Justice Department to crack down on disruptive airline passengers

Washington DC – As people across the country fly home for Thanksgiving, the Justice Department (DOJ) announced it is taking new measures to ensure safe skies for all.

Attorney General Merrick Garland has directed the Justice Department to prioritize prosecution of criminal conduct on commercial flights (stock image).
Attorney General Merrick Garland has directed the Justice Department to prioritize prosecution of criminal conduct on commercial flights (stock image).  © Collage: 123RF/farang & IMAGO / NurPhoto

Attorney General Merrick Garland is directing the DOJ to prioritize prosecution of federal crimes on flights, the Associated Press reported.
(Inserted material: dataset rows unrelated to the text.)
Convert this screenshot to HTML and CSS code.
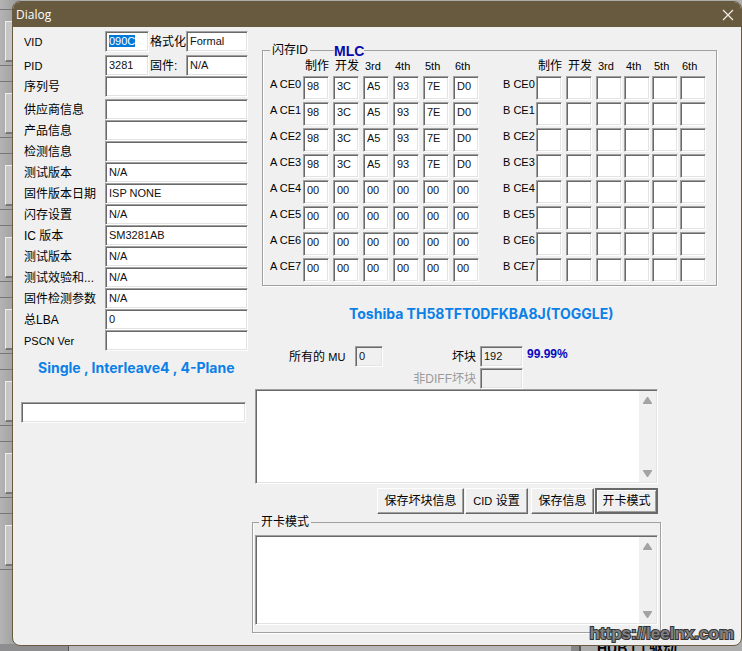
FILE: index.html
```
<!DOCTYPE html>
<html lang="zh-CN">
<head>
  <meta charset="UTF-8" />
  <meta name="viewport" content="width=device-width, initial-scale=1.0" />
  <title>Dialog</title>
  <link rel="stylesheet" href="styles.css">
</head>
<body>
  <div class="desktop">
    <!-- main window behind the dialog -->
    <div class="back-ports" id="backPorts"></div>
    <div class="back-bottom">
      <div class="back-left"></div>
      <div class="back-panel"></div>
      <div class="back-gap"></div>
      <div class="back-driver">HUB 门 驱动</div>
    </div>

    <main class="dialog">
      <header class="titlebar">
        <h1>Dialog</h1>
        <button class="close" aria-label="Close">
          <svg width="12" height="12" viewBox="0 0 12 12"><path d="M1 1 L11 11 M11 1 L1 11" stroke="#f4efe4" stroke-width="1.2" fill="none" /></svg>
        </button>
      </header>

      <div class="content">
        <section class="info">
          <div class="field split">
            <label class="latin" for="vid">VID</label>
            <input type="text" id="vid" value="090C" />
            <label for="format">格式化</label>
            <input type="text" id="format" value="Formal" />
          </div>
          <div class="field split second">
            <label class="latin" for="pid">PID</label>
            <input type="text" id="pid" value="3281" />
            <label for="firmware">固件:</label>
            <input type="text" id="firmware" value="N/A" />
          </div>
          <div class="field serial"><label for="serial">序列号</label><input type="text" id="serial" /></div>
          <div class="field"><label for="vendor">供应商信息</label><input type="text" id="vendor" /></div>
          <div class="field"><label for="product">产品信息</label><input type="text" id="product" /></div>
          <div class="field"><label for="inquiry">检测信息</label><input type="text" id="inquiry" /></div>
          <div class="field"><label for="testVer">测试版本</label><input type="text" id="testVer" value="N/A" /></div>
          <div class="field"><label for="fwDate">固件版本日期</label><input type="text" id="fwDate" value="ISP NONE" /></div>
          <div class="field"><label for="flashSet">闪存设置</label><input type="text" id="flashSet" value="N/A" /></div>
          <div class="field"><label for="icVer">IC 版本</label><input type="text" id="icVer" value="SM3281AB" /></div>
          <div class="field"><label for="testVer2">测试版本</label><input type="text" id="testVer2" value="N/A" /></div>
          <div class="field"><label for="checksum">测试效验和...</label><input type="text" id="checksum" value="N/A" /></div>
          <div class="field"><label for="fwParam">固件检测参数</label><input type="text" id="fwParam" value="N/A" /></div>
          <div class="field"><label for="lba">总LBA</label><input type="text" id="lba" value="0" /></div>
          <div class="field"><label class="latin" for="pscn">PSCN Ver</label><input type="text" id="pscn" /></div>
          <p class="plane">Single , Interleave4 , 4-Plane</p>
          <input type="text" class="status" aria-label="Status" />
        </section>

        <section class="details">
          <fieldset class="group flash">
            <legend>闪存ID</legend>
            <span class="cell-type">MLC</span>
            <table id="tableA"></table>
            <table id="tableB"></table>
          </fieldset>

          <div class="lower">
            <p class="chip">Toshiba TH58TFT0DFKBA8J(TOGGLE)</p>
            <div class="counts">
              <label for="mu">所有的 <small>MU</small></label>
              <input type="text" id="mu" value="0" readonly />
              <label for="bad" class="right">坏块</label>
              <input type="text" id="bad" value="192" readonly />
              <b class="percent">99.99%</b>
              <label for="diff" class="right diff">非DIFF坏块</label>
              <input type="text" id="diff" disabled />
            </div>

            <div class="memo">
              <textarea aria-label="Log"></textarea>
              <div class="scrollbar">
                <svg width="9" height="7" viewBox="0 0 9 7"><path d="M4 0 H5 L9 6 V7 H0 V6 Z" fill="#a3a3a3" /></svg>
                <svg width="9" height="7" viewBox="0 0 9 7"><path d="M0 0 H9 V1 L5 7 H4 L0 1 Z" fill="#a3a3a3" /></svg>
              </div>
            </div>

            <div class="buttons">
              <button class="wide">保存坏块信息</button>
              <button class="cid"><small>CID</small> 设置</button>
              <button>保存信息</button>
              <button class="default">开卡模式</button>
            </div>

            <fieldset class="group mode">
              <legend>开卡模式</legend>
              <div class="memo">
                <textarea aria-label="开卡模式"></textarea>
                <div class="scrollbar">
                  <svg width="9" height="7" viewBox="0 0 9 7"><path d="M4 0 H5 L9 6 V7 H0 V6 Z" fill="#a3a3a3" /></svg>
                  <svg width="9" height="7" viewBox="0 0 9 7"><path d="M0 0 H9 V1 L5 7 H4 L0 1 Z" fill="#a3a3a3" /></svg>
                </div>
              </div>
            </fieldset>
          </div>
        </section>
      </div>
    </main>
    <a class="watermark" href="https://leelnx.com">https://leelnx.com</a>
  </div>

  <script>
    const heads = ["制作", "开发", "3rd", "4th", "5th", "6th"];
    const flashId = ["98", "3C", "A5", "93", "7E", "D0"];
    const noId = ["00", "00", "00", "00", "00", "00"];
    const blank = ["", "", "", "", "", ""];

    function fillTable(id, bank, getRow) {
      let html = "<thead><tr><td></td>";
      heads.forEach(h => html += `<th scope="col">${h}</th>`);
      html += "</tr></thead><tbody>";
      for (let i = 0; i < 8; i++) {
        html += `<tr><th scope="row">${bank} CE${i}</th>`;
        getRow(i).forEach((v, c) => {
          html += `<td><input type="text" value="${v}" aria-label="${bank} CE${i} ${heads[c]}" /></td>`;
        });
        html += "</tr>";
      }
      document.getElementById(id).innerHTML = html + "</tbody>";
    }
    fillTable("tableA", "A", i => i < 4 ? flashId : noId);
    fillTable("tableB", "B", () => blank);

    document.getElementById("backPorts").innerHTML = '<div class="port"><span></span></div>'.repeat(8);

    const vid = document.getElementById("vid");
    vid.focus();
    vid.select();
  </script>
</body>
</html>
```
FILE: styles.css
```
:root {
  --face: #f0f0f0;
  --shadow: #a0a0a0;
  --dark: #696969;
  --light: #e3e3e3;
  --title: #685a3f;
}
* {
  box-sizing: border-box;
}
body {
  margin: 0;
  background: #adadad;
  color: #000;
  font: 12px/16px "Liberation Sans", "Noto Sans CJK SC", sans-serif;
}
h1, p {
  margin: 0;
}
small {
  font-size: 11px;
}
.desktop {
  position: relative;
  min-height: 100vh;
  padding: 1px 0 5px 12px;
  overflow: hidden;
}

/* window behind */
.back-ports {
  position: absolute;
  inset: 0 auto 0 0;
  width: 20px;
  padding-top: 9px;
  background: linear-gradient(90deg, #b4b4b4, #999);
}
.port {
  height: 57px;
  margin-bottom: 15px;
  padding: 11px 0 0 5px;
  border-top: 1px solid #777;
  border-bottom: 1px solid #777;
}
.port span {
  display: block;
  height: 41px;
  background: #c6c6c6;
  border: 1px solid #eee;
  border-bottom: 2px solid #777;
}
.back-bottom {
  position: absolute;
  inset: auto 0 0 0;
  display: flex;
  height: 7px;
  background: #b9b9bb;
  overflow: hidden;
}
.back-left {
  width: 69px;
  background: #8e8e90;
  border-right: 1px solid #555;
}
.back-panel {
  flex: 1;
}
.back-gap {
  width: 10px;
  background: #888;
  border-right: 2px solid #555;
}
.back-driver {
  width: 161px;
  padding-left: 16px;
  background: #adadad;
  font-size: 14px;
  font-weight: bold;
  line-height: 9px;
}

.dialog {
  position: relative;
  background: var(--face);
  border: 1px solid var(--title);
  border-radius: 8px;
  overflow: hidden;
}
.titlebar {
  display: flex;
  justify-content: space-between;
  align-items: center;
  height: 25px;
  padding: 0 6px 0 3px;
  background: var(--title);
  color: #fff;
}
.titlebar h1 {
  font: 12px/16px "Open Sans", "Noto Sans", sans-serif;
}
.close {
  display: flex;
  padding: 1px;
  background: none;
  border: none;
}
.content {
  display: grid;
  grid-template-columns: 231px 1fr;
  padding: 4px 24px 12px 8px;
}

input, textarea, .memo {
  border: 1px solid;
  border-color: var(--shadow) #fff #fff var(--shadow);
  border-radius: 0;
  box-shadow: inset 1px 1px var(--dark), inset -1px -1px var(--light);
  background: #fff;
}
input {
  width: 100%;
  min-width: 0;
  height: 21px;
  padding: 0 3px 1px;
  color: #111;
  font: 11px/14px "Liberation Sans", sans-serif;
  outline: none;
}
input::selection {
  background: #0078d7;
  color: #fff;
}
input[readonly], input:disabled {
  background: var(--face);
}

/* left column */
.field {
  display: grid;
  grid-template-columns: 81px 143px;
  align-items: center;
  height: 21px;
  padding-left: 3px;
}
.split {
  grid-template-columns: 81px 44px 37px 62px;
  margin-bottom: 3px;
}
.split.second {
  margin-bottom: 0;
}
.serial {
  margin-bottom: 2px;
}
.field label {
  white-space: nowrap;
}
.split label + input + label {
  padding-left: 1px;
}
.latin {
  font-size: 11px;
}
.plane, .chip {
  color: #0a80e8;
  font: 700 14px/16px Inter, "Liberation Sans", sans-serif;
}
.plane {
  margin: 9px 0 26px 17px;
  white-space: nowrap;
}
.status {
  width: 225px;
}

/* right column */
.group {
  margin: 0;
  border: 1px solid var(--shadow);
  box-shadow: 1px 1px #fff, inset 1px 0 #fff;
}
.group legend {
  padding: 0 2px;
}
.flash {
  position: relative;
  display: flex;
  justify-content: space-between;
  margin: 11px 0 0 10px;
  padding: 0 8px 1px 7px;
}
.cell-type {
  position: absolute;
  top: -15px;
  left: 71px;
  background: var(--face);
  color: #0808a8;
  font-size: 14px;
  font-weight: bold;
}
.flash table {
  border-collapse: collapse;
}
.flash th, .flash td {
  padding: 0;
  font-weight: normal;
  text-align: left;
  vertical-align: top;
}
.flash thead th {
  height: 18px;
  padding-left: 2px;
  font-size: 11px;
}
.flash thead th:nth-child(-n+3) {
  font-size: 12px;
}
.flash tbody th {
  width: 33px;
  font-size: 11px;
  white-space: nowrap;
}
.flash tbody td {
  width: 30px;
  height: 26px;
}
.flash td input {
  display: block;
  width: 26px;
  height: 24px;
  padding: 0 3px 4px;
}
#tableB tbody td:nth-child(n+4) {
  width: 28px;
}

.lower {
  padding-right: 56px;
}
.chip {
  margin: 20px 0 24px 97px;
  white-space: nowrap;
}
.counts {
  display: grid;
  grid-template-columns: 66px 28px 1fr 43px 138px;
  grid-auto-rows: 21px;
  row-gap: 1px;
  align-items: center;
  padding-left: 37px;
}
.counts .right {
  padding-right: 4px;
  text-align: right;
}
.counts .diff {
  grid-column: 1 / 4;
  color: #9a9a9a;
}
.percent {
  padding: 0 0 6px 4px;
  color: #0808c0;
}
.memo {
  display: flex;
  height: 95px;
  margin-left: 3px;
  margin-right: 3px;
  padding: 1px;
}
.memo textarea {
  flex: 1;
  min-width: 0;
  border: none;
  box-shadow: none;
  outline: none;
  resize: none;
}
.scrollbar {
  display: flex;
  flex-direction: column;
  justify-content: space-between;
  align-items: center;
  width: 17px;
  padding: 6px 0 5px;
  background: var(--face);
}
.buttons {
  display: flex;
  justify-content: flex-end;
  gap: 1px;
  margin: 4px 3px 0 0;
}
.buttons button {
  width: 63px;
  height: 26px;
  padding: 0;
  background: var(--face);
  border: 1px solid;
  border-color: #fff var(--dark) var(--dark) #fff;
  box-shadow: inset -1px -1px var(--shadow);
  color: #000;
  font: inherit;
}
.buttons .wide {
  width: 87px;
}
.buttons .cid {
  margin-right: 2px;
}
.buttons .default {
  border: 2px solid var(--dark);
  box-shadow: inset 1px 1px #fff, inset -1px -1px var(--shadow);
}
.mode {
  padding: 5px 0 7px;
}
.mode legend {
  margin-left: 6px;
}
.mode .memo {
  height: 90px;
  margin: 0 2px;
}

.watermark {
  position: absolute;
  right: 8px;
  bottom: 8px;
  color: #808080;
  font: bold 17px/18px "Liberation Sans", sans-serif;
  text-decoration: none;
  -webkit-text-stroke: 2px #333;
  paint-order: stroke fill;
}
```
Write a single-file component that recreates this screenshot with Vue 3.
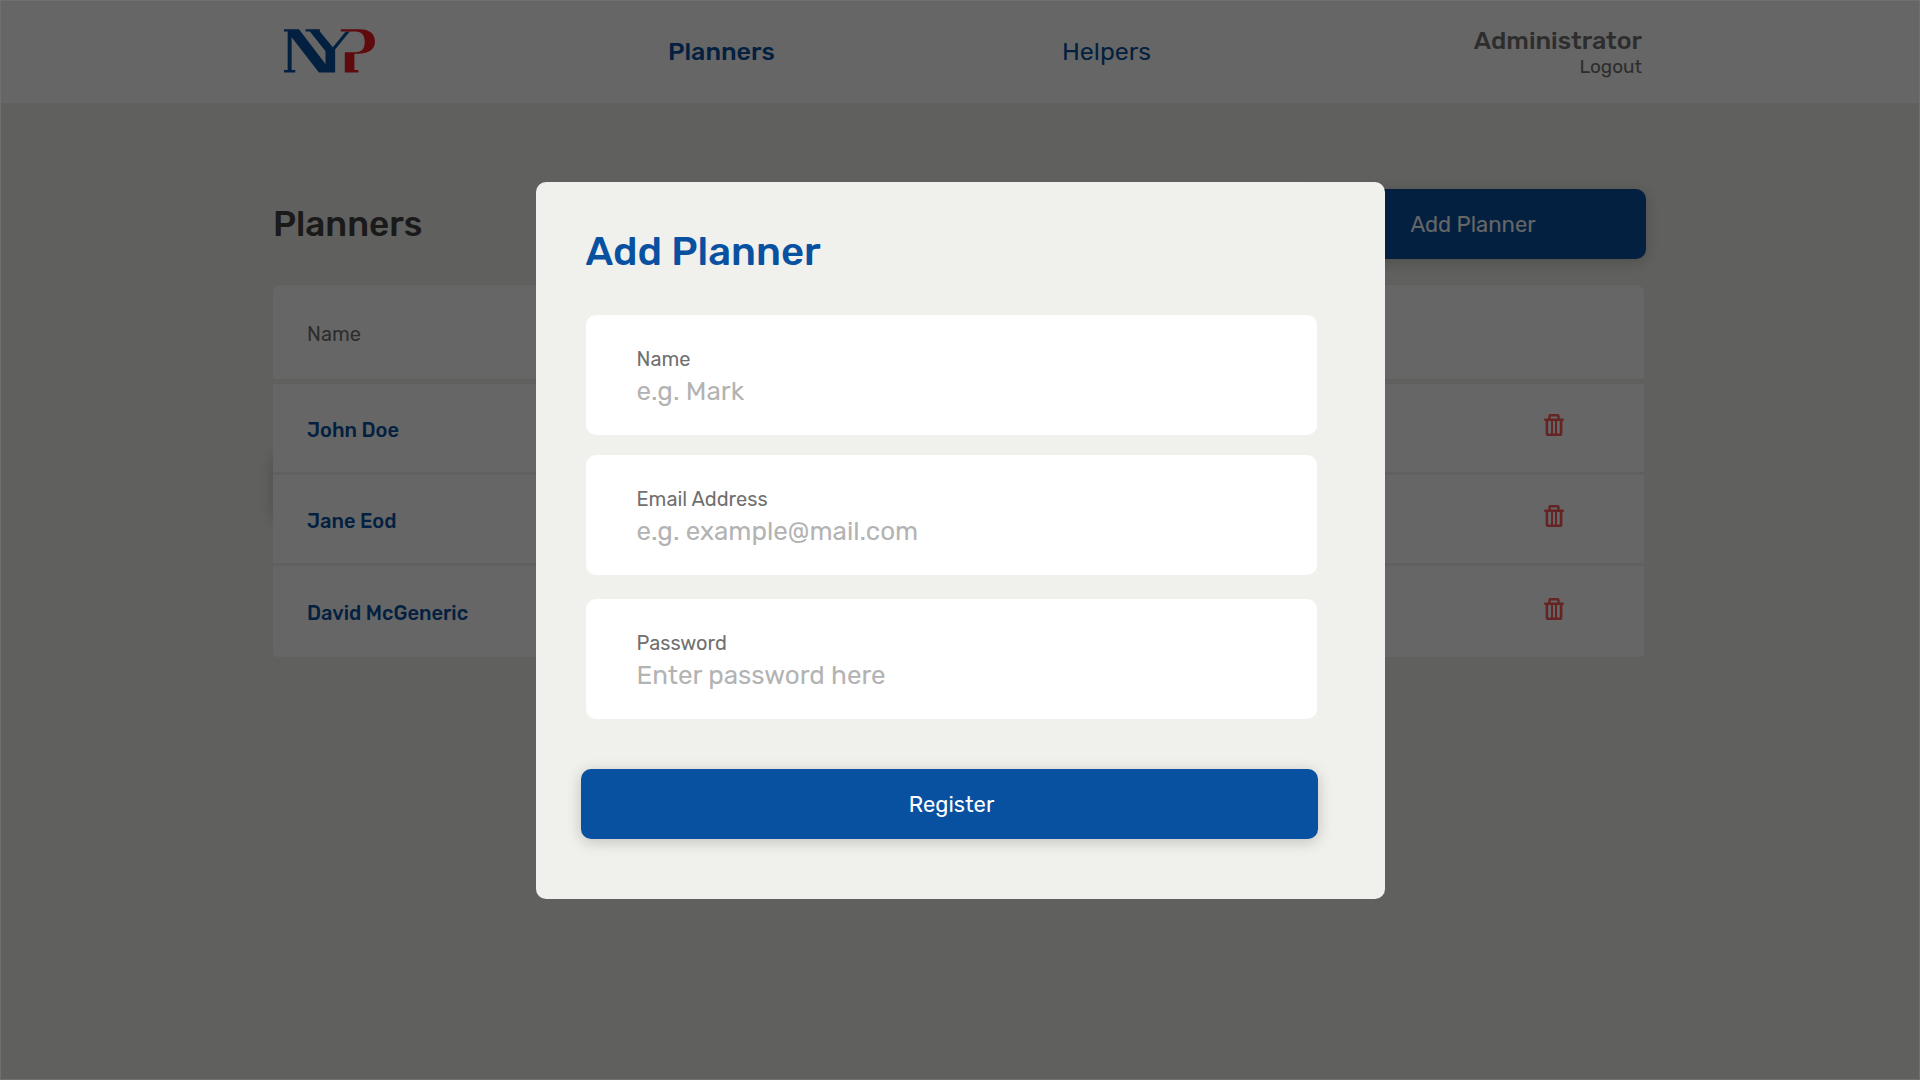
<script setup>
import { reactive } from 'vue'

const planners = ['John Doe', 'Jane Eod', 'David McGeneric']

const fields = [
  { id: 'name', label: 'Name', type: 'text', placeholder: 'e.g. Mark' },
  { id: 'email', label: 'Email Address', type: 'email', placeholder: 'e.g. example@mail.com' },
  { id: 'password', label: 'Password', type: 'password', placeholder: 'Enter password here' },
]

const form = reactive({ name: '', email: '', password: '' })
</script>

<template>
  <div class="page">
    <header class="topbar">
      <div class="container topbar-inner">
        <a class="logo" href="#" aria-label="NYP home">
          <svg viewBox="72 58 274 131" width="91" height="44" aria-hidden="true">
            <path
              fill="#0851a1"
              d="M72 58H117L197 163V124L150 65H137V58H180V65L219 112L258 65H270L226 119V188H177L95 82V181H106V188H72V181H83V65H72Z"
            />
            <path
              fill="#ed1c24"
              d="M243 58H300C330 58 346 72 346 96C346 120 325 132 295 132H284V181H296V188H255V127H288C305 127 315 118 315 96C315 75 305 65 288 65H243Z"
            />
          </svg>
        </a>
        <a class="nav-link active" href="#planners">Planners</a>
        <div class="nav-end">
          <a class="nav-link" href="#helpers">Helpers</a>
          <div class="account">
            <span class="role">Administrator</span>
            <a class="logout" href="#logout">Logout</a>
          </div>
        </div>
      </div>
    </header>

    <main class="container">
      <div class="heading">
        <h1>Planners</h1>
        <button class="primary add" type="button">Add Planner</button>
      </div>

      <div class="table-wrap">
        <table>
          <thead>
            <tr>
              <th scope="col">Name</th>
              <th></th>
            </tr>
          </thead>
          <tbody>
            <tr v-for="planner in planners" :key="planner">
              <td class="name">{{ planner }}</td>
              <td class="actions">
                <button class="delete" type="button" :aria-label="`Delete ${planner}`">
                  <svg viewBox="0 0 20 22" width="20" height="22" fill="none" stroke="currentColor" stroke-width="2.400" aria-hidden="true">
                    <path d="M1.200 5.800H18.800" stroke-linecap="round" />
                    <path d="M5.500 5.500V2.200Q5.500 1.200 6.500 1.200H13.500Q14.500 1.200 14.500 2.200V5.500" />
                    <path d="M2.900 6V19.800Q2.900 20.800 3.900 20.800H16.100Q17.100 20.800 17.100 19.800V6" stroke-width="2.600" />
                    <path d="M8 6V21M12 6V21" stroke-width="2" />
                  </svg>
                </button>
              </td>
            </tr>
          </tbody>
        </table>
      </div>
    </main>

    <div class="overlay">
      <section class="modal" role="dialog" aria-modal="true" aria-labelledby="modal-title">
        <h2 id="modal-title">Add Planner</h2>
        <form @submit.prevent>
          <div v-for="field in fields" :key="field.id" class="field">
            <label :for="field.id">{{ field.label }}</label>
            <input :id="field.id" v-model="form[field.id]" :type="field.type" :placeholder="field.placeholder" />
          </div>
          <button class="primary register" type="submit">Register</button>
        </form>
      </section>
    </div>
  </div>
</template>

<style>
body {
  margin: 0;
  background: #f0f0ec;
}
</style>

<style scoped>
.page {
  min-height: 100vh;
  background: #f0f0ec;
  color: #707070;
  font-family: Rubik, Roboto, sans-serif;
}

.page *,
.page *::before {
  box-sizing: border-box;
}

a {
  color: inherit;
  text-decoration: none;
}

button,
input {
  font-family: inherit;
}

.container {
  width: min(1374px, 100% - 32px);
  margin: 0 auto;
}

.topbar {
  background: #fff;
}

.topbar-inner {
  display: grid;
  grid-template-columns: 384fr 394fr 580fr;
  align-items: center;
  height: 103px;
  padding: 0 5px 0 11px;
}

.logo {
  padding-bottom: 1px;
}

.logo svg {
  display: block;
}

.nav-link {
  color: #0851a1;
  font-size: 25px;
  line-height: 32px;
}

.nav-link.active {
  padding-top: 1px;
  font-weight: 500;
}

.nav-end {
  display: flex;
  align-items: center;
  justify-content: space-between;
}

.account {
  display: flex;
  flex-direction: column;
  align-items: flex-end;
  padding-top: 2px;
}

.role {
  font-size: 25px;
  font-weight: 500;
  line-height: 28px;
}

.logout {
  font-size: 19px;
  line-height: 24px;
}

.heading {
  display: flex;
  align-items: center;
  justify-content: space-between;
  margin: 86px 1px 26px 0;
}

h1 {
  margin: 0;
  color: #434343;
  font-size: 35px;
  font-weight: 500;
  line-height: 44px;
}

.primary {
  width: 100%;
  height: 70px;
  padding: 0;
  border: 0;
  border-radius: 10px;
  background: #0851a1;
  box-shadow: 0 3px 15px rgba(0, 0, 0, 0.2);
  color: #fff;
  font-size: 22px;
}

.add {
  width: 346px;
}

.table-wrap {
  position: relative;
  z-index: 0;
  margin-right: 3px;
}

.table-wrap::before {
  content: '';
  position: absolute;
  z-index: -1;
  top: 165px;
  left: 0;
  width: 346px;
  height: 70px;
  border-radius: 10px;
  box-shadow: 0 3px 15px rgba(0, 0, 0, 0.2);
}

table {
  width: 100%;
  border-spacing: 0;
}

th,
td {
  height: 91px;
  padding: 3px 0 0 34px;
  border-bottom: 3px solid #f0f0f0;
  background: #fff;
  font-size: 20px;
  text-align: left;
}

th {
  height: 99px;
  border-bottom: 5px solid #f0f0ec;
  font-weight: 400;
}

th:first-child {
  border-top-left-radius: 8px;
}

th:last-child {
  border-top-right-radius: 8px;
}

tr:last-child td {
  border-bottom: 0;
}

tr:last-child .name {
  border-bottom-left-radius: 5px;
}

tr:last-child .actions {
  border-bottom-right-radius: 5px;
}

.name {
  color: #0851a1;
  font-weight: 500;
}

.actions {
  padding: 0 80px 1px 0;
  text-align: right;
}

.delete {
  padding: 0;
  border: 0;
  background: none;
  color: #ff5858;
}

.delete svg {
  display: block;
}

.overlay {
  position: fixed;
  z-index: 1;
  inset: 0;
  display: grid;
  place-items: center;
  border: 1px solid #707070;
  background: rgba(0, 0, 0, 0.6);
}

.modal {
  width: min(849px, 100%);
  padding: 46px 67px 60px 45px;
  border-radius: 10px;
  background: #f0f0ec;
}

h2 {
  margin: 0 0 39px 5px;
  color: #0851a1;
  font-size: 40px;
  font-weight: 500;
  line-height: 48px;
}

form {
  display: flex;
  flex-direction: column;
}

.field {
  display: flex;
  flex-direction: column;
  height: 120px;
  margin: 0 1px 20px 5px;
  padding: 32px 51px 0;
  border-radius: 10px;
  background: #fff;
}

.field + .field {
  margin-bottom: 24px;
}

label {
  font-size: 20px;
  line-height: 24px;
}

input {
  width: 100%;
  height: 42px;
  padding: 0;
  border: 0;
  outline: 0;
  background: none;
  color: #707070;
  font-size: 26px;
}

input::placeholder {
  color: #b3b3b3;
  opacity: 1;
}

.register {
  margin-top: 26px;
  padding: 2px 0 0 5px;
}
</style>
"The Department of Justice is committed to using its resources to do its part to prevent violence, intimidation, threats of violence and other criminal behavior that endangers the safety of passengers, flight crews and flight attendants on commercial aircraft," Garland said in a statement.

There have been 950 investigations launched into passenger behavior on flights so far this year. That makes 2021 the record setter since the Federal Aviation Administration (FAA) started counting in 1995.

Of the incidents this year, 37 have been referred to the FBI for possible criminal prosecution.

"The unacceptable disruptive behavior that we’re seeing is a serious safety threat to flights, and we’re committed to our partnership with the DOJ to combat it," said FAA Administrator Steve Dickson.

Airlines and unions have called on the US government to increase protections for their workers. They have reported more than 5,000 incidents this year, over 3,600 of which are said to involve passengers who refused to wear face masks.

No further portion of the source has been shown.